You can define default values for function parameters so callers don’t need to pass every argument explicitly.

Example: applying tax with a default rate:

CREATE OR REPLACE FUNCTION apply_tax(  
    amount NUMERIC,  
    tax_rate NUMERIC DEFAULT 7.5  
)  
RETURNS NUMERIC AS $$  
BEGIN  
    RETURN amount + (amount * tax_rate / 100);  
END;  
$$ LANGUAGE plpgsql;

Usage:

SELECT apply_tax(100);       -- Uses default 7.5% tax, returns 107.50  
SELECT apply_tax(100, 15);   -- Uses 15% tax, returns 115.00

This pattern is useful when you want a sane default but still allow explicit overrides.

A Practical Example: User Signup in One Call

Backend applications often need to perform multiple related database operations as part of a single workflow. User signup is a typical example: you might need to insert a user, create a default profile, and log the signup action.

All of this can be encapsulated in one function:

CREATE OR REPLACE FUNCTION signup_user(  
    user_email TEXT,  
    user_name TEXT  
)  
RETURNS INT AS $$  
DECLARE  
    new_user_id INT;  
BEGIN  
    -- Insert the user  
    INSERT INTO users (email, name, created_at)  
    VALUES (user_email, user_name, NOW())  
    RETURNING id INTO new_user_id;  
  
    -- Create default profile  
    INSERT INTO profiles (user_id, bio, avatar_url)  
    VALUES (new_user_id, '', '');  
  
    -- Log the signup  
    INSERT INTO activity_log (user_id, action, performed_at)  
    VALUES (new_user_id, 'signup', NOW());  
  
    RETURN new_user_id;  
END;  
$$ LANGUAGE plpgsql;

From your backend, you now call:

SELECT signup_user('user@example.com', 'New User');

This approach has several benefits:

Three inserts are wrapped in a single, well-defined function.
Only one round trip is required between your application and the database.
The workflow is centralized in one place, making it easier to maintain and reason about.

Common Mistakes When Writing Database Functions

Beginners often run into the same issues when adopting database functions. Here are some of the most common and how to avoid them.

Forgetting error handling
Always validate assumptions inside your function. Check forNULL values or missing records and use RAISE EXCEPTION to produce clear, actionable errors. This helps you catch issues early and avoid silent failures.
Writing overly large functions
If a function is responsible for many unrelated concerns, it becomes difficult to read, test, and maintain. Prefer smaller, focused functions that do one thing well. You can compose these functions from your application code or from other SQL functions.
Not testing functions directly
Before integrating a function into your backend, test it frompsql or your preferred SQL client. Verify inputs, outputs, error behavior, and edge cases. Treat database functions as first-class units of logic, not as hidden implementation details.
Ignoring permissions
By default, functions run with the privileges of the caller. If the database user used by your application cannot access a table referenced inside the function, calls will fail. In some cases, you can useSECURITY DEFINER to run a function with the privileges of the user who created it, but this must be used carefully to avoid security risks.

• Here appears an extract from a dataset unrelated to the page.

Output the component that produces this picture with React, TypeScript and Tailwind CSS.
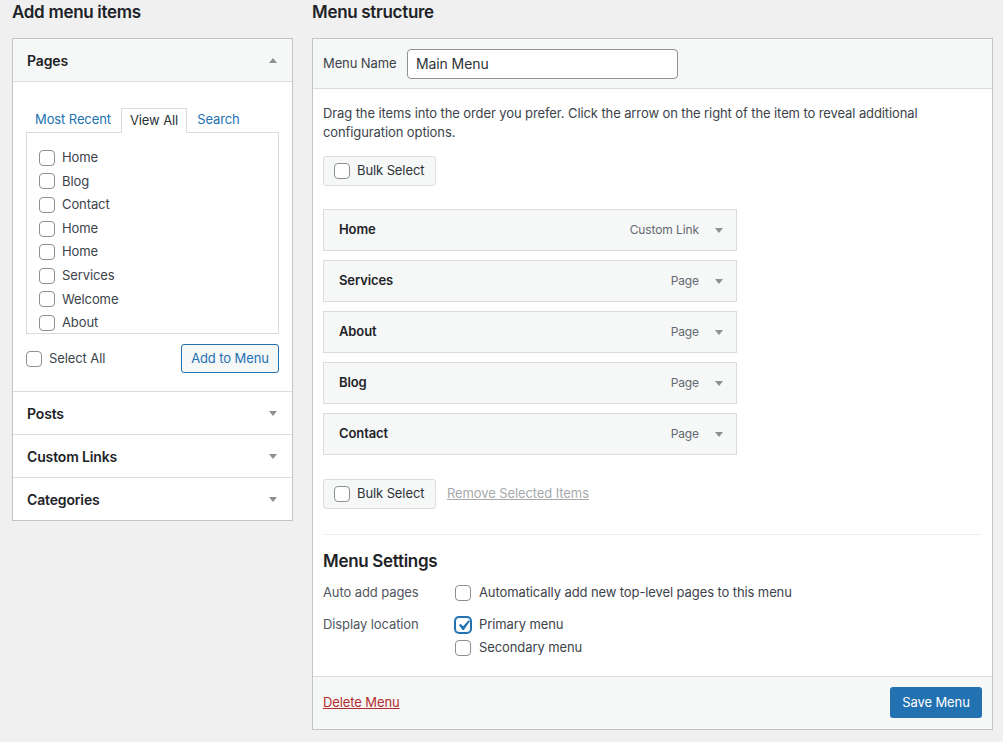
import React from "react";

function Checkbox({ checked = false }: { checked?: boolean }) {
  return (
    <span
      className={
        "flex h-4 w-4 shrink-0 items-center justify-center rounded-[4px] border bg-white " +
        (checked ? "border-[#2271b1] shadow-[0_0_0_1px_#2271b1]" : "border-[#8c8f94]")
      }
    >
      {checked ? (
        <svg viewBox="0 0 20 20" className="h-[21px] w-[21px] shrink-0" fill="#2271b1">
          <path d="M14.83 4.89l1.34.94-5.81 8.38H9.02L5.78 9.67l1.34-1.25 2.57 2.4z" />
        </svg>
      ) : null}
    </span>
  );
}

function Triangle({ up = false }: { up?: boolean }) {
  return (
    <svg viewBox="0 0 8 5" className="h-[5px] w-[8px]" fill="#8c8f94">
      {up ? <polygon points="0,5 8,5 4,0" /> : <polygon points="0,0 8,0 4,5" />}
    </svg>
  );
}

const pages = ["Home", "Blog", "Contact", "Home", "Home", "Services", "Welcome", "About"];

const menuItems = [
  { title: "Home", type: "Custom Link" },
  { title: "Services", type: "Page" },
  { title: "About", type: "Page" },
  { title: "Blog", type: "Page" },
  { title: "Contact", type: "Page" },
];

function BulkSelect() {
  return (
    <div className="flex h-[30px] w-[113px] items-center gap-[7px] rounded-[3px] border border-[#dcdcde] bg-[#f6f7f7] pl-[10px] text-[13px] text-[#2c3338]">
      <Checkbox />
      <span>Bulk Select</span>
    </div>
  );
}

function AccordionHeader({ title, open = false }: { title: string; open?: boolean }) {
  return (
    <div
      className={
        "flex h-[43px] items-center justify-between border-b border-[#dcdcde] pl-[14px] pr-[15px] " +
        (open ? "bg-[#f6f7f7]" : "bg-white")
      }
    >
      <span className="text-[14px] font-semibold tracking-[-0.15px] text-[#1d2327]">{title}</span>
      <Triangle up={open} />
    </div>
  );
}

export default function App() {
  return (
    <div className="min-h-screen bg-[#f0f0f1] pl-[12px] tracking-[-0.1px] text-[#3c434a] [font-family:Inter,sans-serif]">
      <div className="flex gap-[19px]">
        {/* left column */}
        <div className="w-[281px] shrink-0">
          <h2 className="mb-[14px] text-[17px] leading-[24px] font-semibold tracking-[-0.3px] text-[#1d2327]">
            Add menu items
          </h2>
          <div className="border-x border-t border-[#c3c4c7] bg-white">
            <AccordionHeader title="Pages" open />
            <div className="border-b border-[#dcdcde] px-[13px] pt-[26px] pb-[18px]">
              <div className="flex h-[24px] items-stretch gap-[2px] pl-[1px] text-[13px]">
                <span className="flex items-center px-[8px] text-[#2271b1]">Most Recent</span>
                <span className="relative z-10 -mb-px flex items-center border-x border-t border-[#dcdcde] bg-white px-[8px] text-[#2c3338]">
                  View All
                </span>
                <span className="flex items-center px-[8px] text-[#2271b1]">Search</span>
              </div>
              <div className="h-[202px] overflow-hidden border border-[#dcdcde] pt-[13px] pl-[12px]">
                {pages.map((p, i) => (
                  <div key={i} className="flex h-[23.6px] items-center gap-[7px] text-[13px] text-[#3c434a]">
                    <Checkbox />
                    <span>{p}</span>
                  </div>
                ))}
              </div>
              <div className="mt-[10px] flex items-center justify-between">
                <div className="flex items-center gap-[7px] text-[13px]">
                  <Checkbox />
                  <span>Select All</span>
                </div>
                <button className="h-[29px] w-[98px] rounded-[3px] border border-[#2271b1] bg-[#f6f7f7] text-[13px] text-[#2271b1]">
                  Add to Menu
                </button>
              </div>
            </div>
            <AccordionHeader title="Posts" />
            <AccordionHeader title="Custom Links" />
            <div className="border-b border-[#c3c4c7]">
              <div className="flex h-[42px] items-center justify-between pl-[14px] pr-[15px]">
                <span className="text-[14px] font-semibold tracking-[-0.15px] text-[#1d2327]">Categories</span>
                <Triangle />
              </div>
            </div>
          </div>
        </div>

        {/* right column */}
        <div className="w-[681px] shrink-0">
          <h2 className="mb-[14px] text-[17px] leading-[24px] font-semibold tracking-[-0.3px] text-[#1d2327]">
            Menu structure
          </h2>
          <div className="border border-[#c3c4c7] bg-white">
            <div className="flex h-[50px] items-center gap-[12px] border-b border-[#dcdcde] bg-[#f6f7f7] px-[10px]">
              <span className="w-[72px] text-[13px] whitespace-nowrap text-[#3c434a]">Menu Name</span>
              <div className="flex h-[30px] w-[271px] items-center rounded-[4px] border border-[#8c8f94] bg-white px-[8px] text-[14px] text-[#2c3338]">
                Main Menu
              </div>
            </div>

            <div className="px-[10px] pt-[15px] pb-[17px]">
              <p className="text-[13px] leading-[19px] text-[#3c434a]">
                Drag the items into the order you prefer. Click the arrow on the right of the item to reveal additional
                <br />
                configuration options.
              </p>
              <div className="mt-[14px]">
                <BulkSelect />
              </div>

              <div className="mt-[23px] flex w-[414px] flex-col gap-[9px]">
                {menuItems.map((m) => (
                  <div
                    key={m.title}
                    className="flex h-[42px] items-center justify-between border border-[#dcdcde] bg-[#f6f7f7] pl-[15px] pr-[13px]"
                  >
                    <span className="text-[13px] font-semibold text-[#1d2327]">{m.title}</span>
                    <div className="flex items-center gap-[16px]">
                      <span className="text-[12px] text-[#646970]">{m.type}</span>
                      <Triangle />
                    </div>
                  </div>
                ))}
              </div>

              <div className="mt-[24px] flex items-center gap-[11px]">
                <BulkSelect />
                <span className="text-[13px] text-[#a7aaad] underline">Remove Selected Items</span>
              </div>

              <div className="mt-[25px] border-t border-[#f0f0f1]" />

              <h3 className="mt-[14px] text-[17px] leading-[24px] font-semibold tracking-[-0.3px] text-[#1d2327]">
                Menu Settings
              </h3>

              <div className="mt-[9px] grid grid-cols-[132px_1fr] text-[13px]">
                <div className="flex h-[22px] items-center text-[#50575e]">Auto add pages</div>
                <div className="flex h-[22px] items-center gap-[8px] text-[#3c434a]">
                  <Checkbox />
                  <span>Automatically add new top-level pages to this menu</span>
                </div>
                <div className="mt-[10px] flex h-[22px] items-center text-[#50575e]">Display location</div>
                <div className="mt-[10px] flex flex-col">
                  <div className="flex h-[22px] items-center gap-[8px] text-[#3c434a]">
                    <Checkbox checked />
                    <span>Primary menu</span>
                  </div>
                  <div className="mt-px flex h-[22px] items-center gap-[8px] text-[#3c434a]">
                    <Checkbox />
                    <span>Secondary menu</span>
                  </div>
                </div>
              </div>
            </div>

            <div className="flex items-center justify-between border-t border-[#dcdcde] bg-[#f6f7f7] px-[10px] pt-[10px] pb-[11px]">
              <span className="text-[13px] text-[#b32d2e] underline">Delete Menu</span>
              <button className="h-[31px] w-[92px] rounded-[3px] bg-[#2271b1] text-[13px] text-white">Save Menu</button>
            </div>
          </div>
        </div>
      </div>
    </div>
  );
}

How to Update or Drop Functions

To change a function’s implementation, use CREATE OR REPLACE FUNCTION with the same name and parameter list. PostgreSQL will replace the existing definition.

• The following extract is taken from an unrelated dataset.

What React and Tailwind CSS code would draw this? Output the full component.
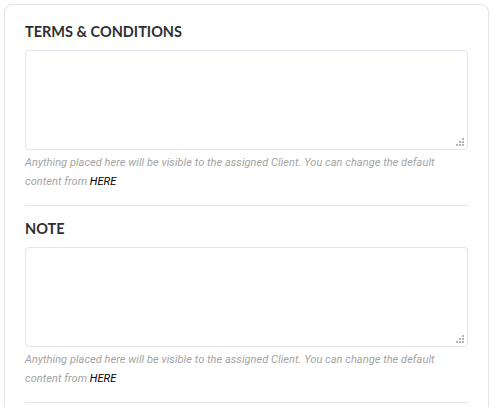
import React from "react";

function Grip() {
  return (
    <svg
      className="absolute right-[3px] bottom-[3px] pointer-events-none"
      width="9"
      height="9"
      viewBox="0 0 9 9"
    >
      <rect x="6" y="0" width="2" height="2" fill="#b5b5b5" />
      <rect x="3" y="3" width="2" height="2" fill="#b5b5b5" />
      <rect x="6" y="3" width="2" height="2" fill="#b5b5b5" />
      <rect x="0" y="6" width="2" height="2" fill="#b5b5b5" />
      <rect x="3" y="6" width="2" height="2" fill="#b5b5b5" />
      <rect x="6" y="6" width="2" height="2" fill="#b5b5b5" />
    </svg>
  );
}

function Section({ title }) {
  return (
    <div className="pb-[14px] border-b border-[#e6e6e6]">
      <h3 className="font-['Lato',sans-serif] font-bold text-[14.5px] leading-[20px] text-[#2f2f33]">
        {title}
      </h3>
      <div className="relative mt-[8px]">
        <textarea className="block w-full h-[100px] resize-none rounded-[4px] border border-[#e2e5ec] bg-white outline-none" />
        <Grip />
      </div>
      <p className="mt-[3px] font-['Roboto',sans-serif] italic text-[11px] leading-[19px] text-[#a3a3a3] tracking-[0.05px]">
        Anything placed here will be visible to the assigned Client. You can change the default content from{" "}
        <span className="text-black">HERE</span>
      </p>
    </div>
  );
}

export default function App() {
  return (
    <div className="w-[492px] h-[407px] bg-white overflow-hidden pt-[4px] pl-[4px]">
      <div className="w-[485px] h-[420px] rounded-[8px] border border-[#e3e3e3] bg-white pl-[20px] pr-[20px] pt-[17px]">
        <div className="flex flex-col gap-[13px]">
          <Section title="TERMS & CONDITIONS" />
          <Section title="NOTE" />
        </div>
      </div>
    </div>
  );
}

To delete a function entirely:

DROP FUNCTION IF EXISTS calculate_discounted_price(INT, NUMERIC);

The parameter types are required because PostgreSQL supports function overloading: multiple functions can share the same name if they differ in parameter types or counts.

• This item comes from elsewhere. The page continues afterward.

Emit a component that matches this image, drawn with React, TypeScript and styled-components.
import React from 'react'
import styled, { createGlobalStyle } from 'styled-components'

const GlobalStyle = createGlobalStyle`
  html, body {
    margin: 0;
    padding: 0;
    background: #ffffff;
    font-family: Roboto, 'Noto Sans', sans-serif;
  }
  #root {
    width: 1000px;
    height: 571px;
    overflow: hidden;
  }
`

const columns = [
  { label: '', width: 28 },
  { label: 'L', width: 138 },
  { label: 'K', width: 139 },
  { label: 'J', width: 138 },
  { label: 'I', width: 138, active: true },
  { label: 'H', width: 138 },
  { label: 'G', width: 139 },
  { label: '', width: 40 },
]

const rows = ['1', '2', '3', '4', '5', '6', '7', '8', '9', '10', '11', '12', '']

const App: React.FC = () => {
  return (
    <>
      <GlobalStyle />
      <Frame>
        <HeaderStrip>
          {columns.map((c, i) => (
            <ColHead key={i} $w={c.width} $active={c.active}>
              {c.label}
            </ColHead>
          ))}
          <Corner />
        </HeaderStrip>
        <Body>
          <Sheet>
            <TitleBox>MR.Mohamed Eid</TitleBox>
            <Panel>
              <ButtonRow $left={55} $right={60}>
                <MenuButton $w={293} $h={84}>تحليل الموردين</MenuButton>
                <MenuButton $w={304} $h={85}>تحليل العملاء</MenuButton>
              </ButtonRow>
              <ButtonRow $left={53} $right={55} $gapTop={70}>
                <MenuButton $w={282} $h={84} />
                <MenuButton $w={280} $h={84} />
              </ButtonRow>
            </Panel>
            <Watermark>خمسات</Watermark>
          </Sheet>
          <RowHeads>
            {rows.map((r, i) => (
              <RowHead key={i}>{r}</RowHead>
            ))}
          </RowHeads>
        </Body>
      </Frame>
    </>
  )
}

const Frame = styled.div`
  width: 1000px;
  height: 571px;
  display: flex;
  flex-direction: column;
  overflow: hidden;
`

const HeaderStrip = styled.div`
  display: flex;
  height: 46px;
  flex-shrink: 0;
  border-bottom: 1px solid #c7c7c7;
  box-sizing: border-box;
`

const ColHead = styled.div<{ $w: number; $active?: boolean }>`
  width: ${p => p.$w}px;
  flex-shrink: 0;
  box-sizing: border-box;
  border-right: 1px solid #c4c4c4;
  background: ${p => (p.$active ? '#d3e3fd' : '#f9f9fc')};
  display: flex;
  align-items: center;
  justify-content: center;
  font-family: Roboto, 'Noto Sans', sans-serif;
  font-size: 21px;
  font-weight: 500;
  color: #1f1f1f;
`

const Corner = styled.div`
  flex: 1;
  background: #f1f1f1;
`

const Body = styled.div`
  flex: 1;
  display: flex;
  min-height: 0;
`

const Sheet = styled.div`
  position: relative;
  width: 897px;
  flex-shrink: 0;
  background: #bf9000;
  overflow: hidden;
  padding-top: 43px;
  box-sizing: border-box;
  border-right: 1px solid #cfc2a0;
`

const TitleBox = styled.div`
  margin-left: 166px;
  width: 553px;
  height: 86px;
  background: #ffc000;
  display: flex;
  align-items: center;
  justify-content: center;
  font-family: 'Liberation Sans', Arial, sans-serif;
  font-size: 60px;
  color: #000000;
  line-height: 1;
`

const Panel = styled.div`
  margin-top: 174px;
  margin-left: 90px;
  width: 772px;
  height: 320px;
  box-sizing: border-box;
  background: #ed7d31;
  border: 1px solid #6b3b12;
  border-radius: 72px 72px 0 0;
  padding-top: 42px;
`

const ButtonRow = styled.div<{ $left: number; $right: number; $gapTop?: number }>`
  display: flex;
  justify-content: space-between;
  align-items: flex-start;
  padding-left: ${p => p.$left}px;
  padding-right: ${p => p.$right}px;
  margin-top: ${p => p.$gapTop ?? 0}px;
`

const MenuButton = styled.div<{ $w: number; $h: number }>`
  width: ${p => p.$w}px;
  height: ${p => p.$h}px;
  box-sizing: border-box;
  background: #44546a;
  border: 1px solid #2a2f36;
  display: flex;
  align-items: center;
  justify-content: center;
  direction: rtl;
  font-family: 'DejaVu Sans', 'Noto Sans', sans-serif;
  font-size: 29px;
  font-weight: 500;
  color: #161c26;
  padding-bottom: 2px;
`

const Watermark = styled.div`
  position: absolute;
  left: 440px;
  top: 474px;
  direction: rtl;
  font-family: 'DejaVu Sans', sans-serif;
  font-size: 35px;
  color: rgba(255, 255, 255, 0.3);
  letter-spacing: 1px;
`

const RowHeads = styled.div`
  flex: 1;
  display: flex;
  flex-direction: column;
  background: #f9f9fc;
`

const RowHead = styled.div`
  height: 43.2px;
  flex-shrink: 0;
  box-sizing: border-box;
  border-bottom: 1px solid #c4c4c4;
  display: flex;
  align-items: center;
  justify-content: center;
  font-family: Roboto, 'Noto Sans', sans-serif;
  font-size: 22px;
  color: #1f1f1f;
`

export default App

When to Use Database Functions—and When Not To

Database functions are powerful, but they are not the right tool for every scenario.

Use database functions when:

The logic is primarily about data (calculations, transformations, validations).
You want to reduce network round trips by grouping related queries.
Multiple applications or services need to share the same behavior.
You want to enforce certain business rules at the database level.

Avoid or limit database functions when:

The logic depends on external services (HTTP APIs, file systems, queues).
The function would become extremely complex and difficult to debug.
The team is not ready to maintain logic split between application code and SQL.

The goal is not to move all logic into the database, but to move the right kind of logic closer to the data.

Conclusion

Database functions are a foundational tool for building robust backends on PostgreSQL. They help reduce network overhead, centralize data-specific logic, and keep your application code cleaner and more focused.

If you are new to database functions, start small:

Wrap a frequently used query in a function.
Extract repeated data transformations into reusable functions.
Gradually introduce functions for workflows that currently require multiple round trips.

Over time, you’ll develop an intuition for which responsibilities belong in your application layer and which are better implemented as database functions. That balance is where database functions really start to change how you design and write backend code.